Artículo publicado en La República, domingo 31 de julio de 2016
Se ha convocado para el próximo sábado 13 de agosto a una marcha nacional en rechazo a la violencia y la discriminación contra las mujeres, siguiendo una ola reivindicativa iniciada en Argentina el año pasado, seguida también en países como Uruguay, Chile y México. Según datos de la CEPAL, cuando menos 1678 mujeres fueron asesinadas en 2014 por razones de género en América Latina: los países con más casos de feminicidio fueron Honduras, Argentina, Guatemala, República Dominicana, El Salvador, Ecuador y luego, lamentablemente, nuestro país. Si miramos el número de mujeres asesinadas por sus parejas o exparejas en los últimos años, Perú aparece en los primeros lugares, detrás de Colombia, Argentina y República Dominicana. Lamentablemente, en nuestro país sobran las razones para sumarse a esta movilización.
El desencadenante de la violencia de género sería el que para algunos varones resulte “inaceptable” que las mujeres no se ajusten a las conductas que ellos esperan de ellas: así, según criterios patriarcales tradicionales, considerados “naturales”, las mujeres deberían ser recatadas y sumisas en su trato con los varones; fieles y obedientes con sus parejas; y laboriosas al cumplir lo que sería su función principal, el cuidado del hogar, de los hijos. Al mismo tiempo que, en el espacio público, se asigna a las mujeres el papel de adorno y fuente de provocación erótica. Debería ser evidente a estas alturas del siglo XXI que basta mirar la historia de la humanidad y comparar diferentes culturas para constatar que esos patrones no son en absoluto “naturales” y que condenan a las mujeres a una situación de subordinación inaceptable.
Llaman por ello la atención las declaraciones del cadenal Cipriani, quien en su homilía durante la misa de 28 de julio rechazó las campañas que pretenderían imponer “la llamada ideología de género”, calificándolas de “no humanas” (¡!). Los estudios de género, que el cardenal pretende descalificar llamándolos “ideología”, cuestionan precisamente la “naturalización” de los roles de género, paso necesario para propugnar relaciones igualitarias. A propósito, cuestionar el supuesto carácter “natural” de las identidades en las personas es también un paso necesario para combatir los crímenes de odio en general, que imponen estereotipos perniciosos a grupos étnicos y raciales, religiosos, y a personas de orientaciones sexuales diversas, desde las cuales se catalogan como “correctos” y “superiores” ciertos patrones, y se descalifican a otros como “anormales”, “desviados”, y hasta peligrosos, con lo que se abren las puertas a la intolerancia y la violencia.

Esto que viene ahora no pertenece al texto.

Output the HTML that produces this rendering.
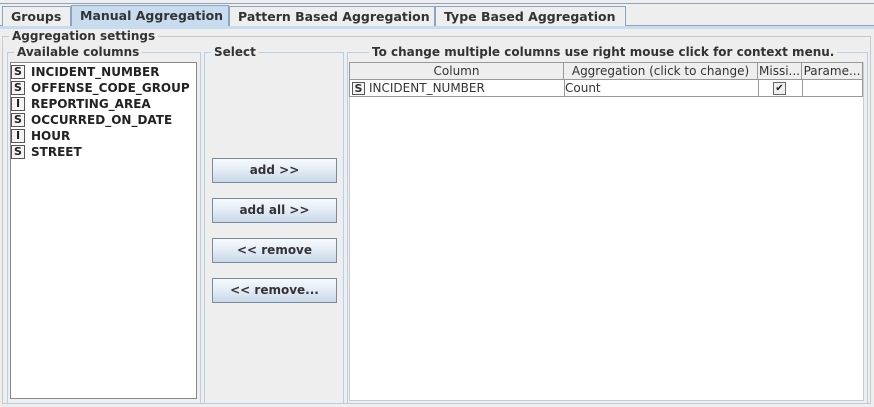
<!DOCTYPE html>
<html><head><style>
*{box-sizing:border-box;margin:0;padding:0}
body{width:874px;height:407px;background:#eeeeee;font-family:"DejaVu Sans",sans-serif;font-size:12px;color:#333;position:relative;overflow:hidden}
.a{position:absolute}
.tab{position:absolute;top:6px;height:20px;border:1px solid #8ea4be;border-bottom:none;background:#eeeeee;font-weight:bold;font-size:12.5px;line-height:19px;padding-left:8px;color:#333}
.fs{position:absolute;border:1px solid #b8cfe5}
.lg{position:absolute;background:#eeeeee;font-weight:bold;padding:0 3px;line-height:14px;color:#333}
.btn{position:absolute;left:212px;width:125px;height:25px;border:1px solid #7a8a9c;background:linear-gradient(#f6fafd,#e2ebf5 50%,#c8d9ea);font-weight:bold;text-align:center;line-height:23px;color:#333}
.it{position:absolute;left:11px;font-weight:bold;font-size:12px;line-height:16px;color:#222;white-space:nowrap}
.ic{display:inline-block;width:14px;height:14px;border:1px solid #555;font-size:11px;line-height:12px;text-align:center;margin-right:6px;vertical-align:top;margin-top:1px;background:#f4f4f4}
.th{position:absolute;top:62px;height:18px;border-right:1px solid #999;border-bottom:1px solid #999;text-align:center;line-height:17px;color:#333;background:#eeeeee;font-size:12px}
</style></head><body>
<div class="a" style="left:0;top:3px;width:874px;height:1px;background:#8ea4be"></div>
<div class="a" style="left:0;top:25px;width:874px;height:1px;background:#8ea4be"></div>
<div class="tab" style="left:2px;width:69px">Groups</div>
<div class="tab" style="left:71px;width:158px;top:5px;height:22px;background:#c8dcf0;border-bottom:none;line-height:20px">Manual Aggregation</div>
<div class="tab" style="left:229px;width:206px">Pattern Based Aggregation</div>
<div class="tab" style="left:435px;width:191px">Type Based Aggregation</div>
<div class="a" style="left:0;top:26px;width:874px;height:3px;background:#c8dcf0"></div>
<div class="fs" style="left:2px;top:36px;width:869px;height:368px;border-color:#c8c8c8"></div>
<div class="lg" style="left:9px;top:29px">Aggregation settings</div>
<div class="fs" style="left:7px;top:52px;width:194px;height:352px"></div>
<div class="lg" style="left:14px;top:45px">Available columns</div>
<div class="a" style="left:10px;top:62px;width:187px;height:337px;background:#fff;border:1px solid #888"></div>
<div class="it" style="top:64px"><span class="ic">S</span>INCIDENT_NUMBER</div>
<div class="it" style="top:80px"><span class="ic">S</span>OFFENSE_CODE_GROUP</div>
<div class="it" style="top:96px"><span class="ic">I</span>REPORTING_AREA</div>
<div class="it" style="top:112px"><span class="ic">S</span>OCCURRED_ON_DATE</div>
<div class="it" style="top:128px"><span class="ic">I</span>HOUR</div>
<div class="it" style="top:144px"><span class="ic">S</span>STREET</div>
<div class="fs" style="left:204px;top:52px;width:140px;height:352px"></div>
<div class="lg" style="left:211px;top:45px">Select</div>
<div class="btn" style="top:158px">add &gt;&gt;</div>
<div class="btn" style="top:198px">add all &gt;&gt;</div>
<div class="btn" style="top:238px">&lt;&lt; remove</div>
<div class="btn" style="top:278px">&lt;&lt; remove...</div>
<div class="fs" style="left:347px;top:52px;width:521px;height:352px"></div>
<div class="lg" style="left:369px;top:45px">To change multiple columns use right mouse click for context menu.</div>
<div class="a" style="left:349px;top:62px;width:515px;height:339px;background:#fff;border:1px solid #ccc"></div>
<div class="th" style="left:349px;width:215px;border-left:1px solid #999;border-top:1px solid #999">Column</div>
<div class="th" style="left:564px;width:194px;border-top:1px solid #999">Aggregation (click to change)</div>
<div class="th" style="left:758px;width:44px;border-top:1px solid #999">Missi...</div>
<div class="th" style="left:802px;width:61px;border-top:1px solid #999">Parame...</div>
<div class="a" style="left:349px;top:80px;width:514px;height:17px;border:1px solid #999;border-top:none"></div>
<div class="a" style="left:564px;top:80px;width:1px;height:17px;background:#999"></div>
<div class="a" style="left:758px;top:80px;width:1px;height:17px;background:#999"></div>
<div class="a" style="left:802px;top:80px;width:1px;height:17px;background:#999"></div>
<div class="a" style="left:352px;top:81px;line-height:15px;color:#333"><span class="ic" style="font-weight:bold;width:13px;height:13px;margin-right:4px;margin-top:1px;line-height:11px">S</span>INCIDENT_NUMBER</div>
<div class="a" style="left:565px;top:81px;line-height:15px;color:#333">Count</div>
<div class="a" style="left:773px;top:82px;width:13px;height:13px;border:1px solid #666;background:#f0f0f0;font-size:10px;line-height:11px;text-align:center;color:#222">✔</div>
</body></html>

Acaso la iglesia católica debería examinar a su interior de qué manera reproduce y consagra discriminaciones de género, como por ejemplo la exclusión de las mujeres del sacerdocio, por mencionar solo alguna, que tiene sus orígenes remotos en los primeros siglos de la era cristiana, pero que no tienen sentido hoy. O cómo no deslinda con suficiente claridad con prácticas como la pedofilia o el hostigamiento sexual a feligreses, otras formas de violencia.

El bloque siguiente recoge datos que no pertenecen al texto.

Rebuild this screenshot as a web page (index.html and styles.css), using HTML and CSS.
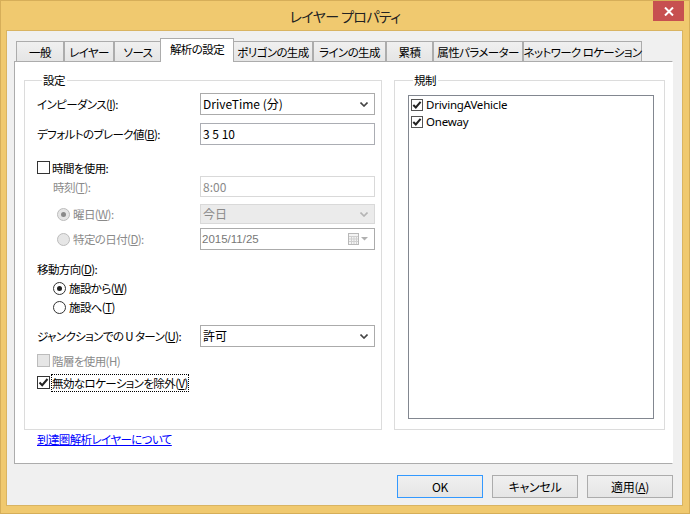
FILE: index.html
```html
<!DOCTYPE html>
<html lang="ja">
<head>
<meta charset="utf-8">
<title>レイヤー プロパティ</title>
<link rel="stylesheet" href="styles.css">
</head>
<body>
<div class="window">
  <div class="titlebar">
    <div class="title">レイヤー プロパティ</div>
    <div class="close">
      <svg width="10" height="9" viewBox="0 0 10 9"><path d="M1 0.5 L9 8.5 M9 0.5 L1 8.5" stroke="#fff" stroke-width="2" fill="none"/></svg>
    </div>
  </div>
  <div class="client">
    <div class="tabs">
      <div class="tab">一般</div>
      <div class="tab">レイヤー</div>
      <div class="tab">ソース</div>
      <div class="tab active">解析の設定</div>
      <div class="tab">ポリゴンの生成</div>
      <div class="tab">ラインの生成</div>
      <div class="tab">累積</div>
      <div class="tab">属性パラメーター</div>
      <div class="tab">ネットワーク ロケーション</div>
    </div>
    <div class="panel">
      <div class="groups">
        <fieldset class="group settings">
          <legend>設定</legend>
          <div class="row row-impedance">
            <span class="label">インピーダンス(<u>I</u>):</span>
            <div class="combo"><span>DriveTime (分)</span><svg class="chev" width="8" height="5" viewBox="0 0 8 5"><path d="M0.5 0.5 L4 4 L7.5 0.5" stroke="#444" stroke-width="1.6" fill="none"/></svg></div>
          </div>
          <div class="row row-break">
            <span class="label">デフォルトのブレーク値(<u>B</u>):</span>
            <div class="textbox">3 5 10</div>
          </div>
          <div class="checkrow row-usetime">
            <span class="check"></span><span>時間を使用:</span>
          </div>
          <div class="row row-time disabled">
            <span class="label sub">時刻(<u>T</u>):</span>
            <div class="textbox off small">8:00</div>
          </div>
          <div class="row row-day disabled">
            <span class="label radiolabel"><span class="radio off on"></span>曜日(<u>W</u>):</span>
            <div class="combo off tight"><span>今日</span><svg class="chev" width="8" height="5" viewBox="0 0 8 5"><path d="M0.5 0.5 L4 4 L7.5 0.5" stroke="#b4b4b4" stroke-width="1.6" fill="none"/></svg></div>
          </div>
          <div class="row row-date disabled">
            <span class="label radiolabel"><span class="radio off"></span>特定の日付(<u>D</u>):</span>
            <div class="textbox datebox"><span>2015/11/25</span>
              <svg class="cal" width="22" height="12" viewBox="0 0 22 12"><rect x="0.5" y="0.5" width="10" height="11" fill="#f4f4f4" stroke="#b8b8b8"/><path d="M1 3.5 H10 M1 6 H10 M1 8.5 H10 M3.5 3 V11 M6 3 V11 M8.5 3 V11" stroke="#cfcfcf" stroke-width="1"/><path d="M13 4 L20 4 L16.5 7.5 Z" fill="#b0b0b0"/></svg>
            </div>
          </div>
          <div class="textrow row-direction">移動方向(<u>D</u>):</div>
          <div class="checkrow row-from">
            <span class="radio on"></span><span>施設から(<u>W</u>)</span>
          </div>
          <div class="checkrow row-to">
            <span class="radio"></span><span>施設へ(<u>T</u>)</span>
          </div>
          <div class="row row-uturn">
            <span class="label">ジャンクションでの U ターン(<u>U</u>):</span>
            <div class="combo"><span>許可</span><svg class="chev" width="8" height="5" viewBox="0 0 8 5"><path d="M0.5 0.5 L4 4 L7.5 0.5" stroke="#444" stroke-width="1.6" fill="none"/></svg></div>
          </div>
          <div class="checkrow row-hier disabled">
            <span class="check off"></span><span>階層を使用(H)</span>
          </div>
          <div class="checkrow row-invalid">
            <span class="check"><svg width="11" height="11" viewBox="0 0 11 11"><path d="M1.5 5.5 L4.2 8.2 L9.5 2" stroke="#222" stroke-width="2" fill="none"/></svg></span><span class="focus">無効なロケーションを除外(<u>V</u>)</span>
          </div>
        </fieldset>
        <fieldset class="group restrict">
          <legend>規制</legend>
          <div class="listbox">
            <div class="item"><span class="check small"><svg width="10" height="10" viewBox="0 0 10 10"><path d="M1.3 5 L3.8 7.5 L8.6 1.8" stroke="#222" stroke-width="2" fill="none"/></svg></span><span>DrivingAVehicle</span></div>
            <div class="item"><span class="check small"><svg width="10" height="10" viewBox="0 0 10 10"><path d="M1.3 5 L3.8 7.5 L8.6 1.8" stroke="#222" stroke-width="2" fill="none"/></svg></span><span>Oneway</span></div>
          </div>
        </fieldset>
      </div>
      <a class="link" href="#">到達圏解析レイヤーについて</a>
    </div>
    <div class="buttons">
      <button class="btn default">OK</button>
      <button class="btn">キャンセル</button>
      <button class="btn">適用(<u>A</u>)</button>
    </div>
  </div>
</div>
</body>
</html>
```
FILE: styles.css
```css
* { box-sizing: border-box; }
html, body { margin: 0; padding: 0; }
body {
  width: 690px;
  height: 514px;
  overflow: hidden;
  font-family: "Noto Sans CJK JP", "Noto Sans", sans-serif;
  font-size: 11.5px;
  letter-spacing: -0.6px;
  color: #000;
  font-feature-settings: "palt";
}
u { text-underline-offset: 1px; }

.window {
  width: 690px;
  height: 514px;
  background: #F0C96F;
  border: 1px solid #D6AE59;
  display: flex;
  flex-direction: column;
}

.titlebar {
  height: 29px;
  display: grid;
  grid-template-columns: 1fr auto 1fr;
  align-items: start;
}
.title {
  grid-column: 2;
  font-size: 14px;
  letter-spacing: -0.6px;
  line-height: 31px;
  color: #222;
}
.close {
  grid-column: 3;
  justify-self: end;
  width: 31px;
  height: 20px;
  margin-right: 5px;
  background: #C75050;
  display: flex;
  align-items: center;
  justify-content: center;
}

.client {
  flex: 1;
  margin: 0 6px 7px 5px;
  border: 1px solid #D9B462;
  background: #F0F0F0;
  padding: 10px 9px 0 7px;
  display: flex;
  flex-direction: column;
}

/* tabs */
.tabs {
  display: flex;
  height: 20px;
  padding-left: 2px;
}
.tab {
  height: 20px;
  border: 1px solid #ACACAC;
  border-bottom: none;
  background: linear-gradient(#F0F0F0, #E5E5E5);
  display: flex;
  align-items: center;
  justify-content: center;
  white-space: nowrap;
  line-height: 16px;
  padding-top: 1px;
}
.tab:nth-child(1) { width: 48px; }
.tab:nth-child(2) { width: 50px; }
.tab:nth-child(3) { width: 48px; }
.tab:nth-child(4) { width: 74px; }
.tab:nth-child(5) { width: 80px; }
.tab:nth-child(6) { width: 73px; }
.tab:nth-child(7) { width: 47px; }
.tab:nth-child(8) { width: 90px; }
.tab:nth-child(9) { width: 119px; }
.tab.active {
  position: relative;
  z-index: 1;
  height: 24px;
  margin: -3px -1px -1px -2px;
  background: #fff;
  padding-top: 0;
  padding-bottom: 3px;
}

/* panel */
.panel {
  height: 403px;
  background: #fff;
  border: 1px solid #ACACAC;
  border-right-color: #fff;
  padding: 10px 7px 0 9px;
  display: flex;
  flex-direction: column;
}
.groups {
  display: flex;
  gap: 12px;
  height: 358px;
}
.group {
  margin: 0;
  padding: 0;
  min-width: 0;
  border: 1px solid #DCDCDC;
}
.group legend {
  margin-left: 5px;
  padding: 0 2px 0 1px;
  line-height: 16px;
  height: 16px;
}
.settings { width: 358px; padding: 0 6px 0 12px; }
.restrict { flex: 1; padding: 0 10px 0 13px; }

.row {
  display: flex;
  align-items: center;
}
.label {
  width: 163px;
  white-space: nowrap;
  line-height: 16px;
}
.label.sub { padding-left: 16px; }
.radiolabel { display: flex; align-items: center; padding-left: 20px; }
.radiolabel .radio { margin-right: 3px; }

.combo, .textbox {
  width: 175px;
  height: 22px;
  border: 1px solid #ABABAB;
  background: #fff;
  padding: 0 6px 0 2px;
  display: flex;
  align-items: center;
  justify-content: space-between;
  line-height: 16px;
  white-space: pre;
  font-size: 12px;
  letter-spacing: 0;
}
.textbox { border-color: #ABADB3; }
.combo.off { background: #EBEBEB; border-color: #D9D9D9; color: #8a8a8a; }
.textbox.off { border-color: #D9D9D9; color: #8a8a8a; }
.small { height: 21px; }
.tight { height: 20px; }
.datebox { color: #777; border-color: #ABABAB; padding-right: 4px; padding-left: 1px; font-family: "Liberation Sans", "Noto Sans CJK JP", sans-serif; }
.datebox span { font-size: 11.5px; }
.disabled { color: #8a8a8a; }

.checkrow {
  display: flex;
  align-items: center;
  line-height: 16px;
  white-space: nowrap;
}
.check {
  width: 13px;
  height: 13px;
  border: 1px solid #333;
  background: #fff;
  margin-right: 2px;
  display: flex;
  align-items: center;
  justify-content: center;
  flex: none;
}
.check.off { border-color: #BCBCBC; background: #E6E6E6; }
.check.small { width: 12px; height: 12px; border-color: #555; margin-right: 3px; }
.radio {
  width: 13px;
  height: 13px;
  border-radius: 50%;
  border: 1px solid #333;
  background: #fff;
  flex: none;
  display: flex;
  align-items: center;
  justify-content: center;
}
.radio.on::after {
  content: "";
  width: 5px;
  height: 5px;
  border-radius: 50%;
  background: #222;
}
.radio.off { border-color: #BCBCBC; background: #E6E6E6; }
.radio.off.on::after { background: #8a8a8a; }
.focus { outline: 1px dotted #000; outline-offset: 0; }

.textrow { line-height: 16px; }

/* vertical rhythm of the settings group */
.row-impedance { margin-top: 5px; }
.row-break { margin-top: 8px; }
.row-usetime { margin-top: 16px; height: 13px; }
.row-time { margin-top: 2px; }
.row-day { margin-top: 7px; }
.row-date { margin-top: 4px; }
.row-direction { margin-top: 11px; }
.row-from { margin-top: 3px; height: 16px; padding-left: 16px; }
.row-to { margin-top: 3px; height: 16px; padding-left: 16px; }
.row-from .radio, .row-to .radio { margin-right: 3px; }
.row-uturn { margin-top: 10px; }
.row-hier { margin-top: 7px; height: 13px; }
.row-invalid { margin-top: 9px; height: 13px; }

/* restrictions list */
.listbox {
  margin-top: 7px;
  height: 324px;
  border: 1px solid #828790;
  background: #fff;
  padding: 0 0 0 2px;
}
.item {
  height: 17px;
  display: flex;
  align-items: center;
  font-family: "Noto Sans", sans-serif;
  font-size: 11.5px;
  letter-spacing: -0.2px;
}

.link {
  margin: 1px 0 0 13px;
  line-height: 16px;
  color: #0000FF;
  text-decoration: underline;
  align-self: flex-start;
}

/* buttons */
.buttons {
  display: flex;
  justify-content: flex-end;
  gap: 9px;
  margin-top: 11px;
}
.btn {
  width: 86px;
  height: 23px;
  border: 1px solid #ACACAC;
  background: linear-gradient(#F0F0F0, #E5E5E5);
  font-family: "Noto Sans CJK JP", "Noto Sans", sans-serif;
  font-size: 12px;
  letter-spacing: -0.3px;
  font-feature-settings: "palt";
  color: #000;
  padding: 0;
  line-height: 16px;
}
.btn.default { border-color: #3399FF; }
```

Una última idea: las estadísticas referidas a la violencia de género muestran un patrón en el que los victimarios suelen ser parte del entorno cercano de las víctimas. Los victimarios, en suma, suelen ser nuestros parientes, amigos, conocidos. Muchas veces, personas que en otros ámbitos de sus vidas pasan por “buenos ciudadanos”. Gran parte de la lucha en contra de la violencia de género y la discriminación nos exige posturas más firmes respecto a lo que ocurre en nuestro entorno más inmediato. Tarea para todos.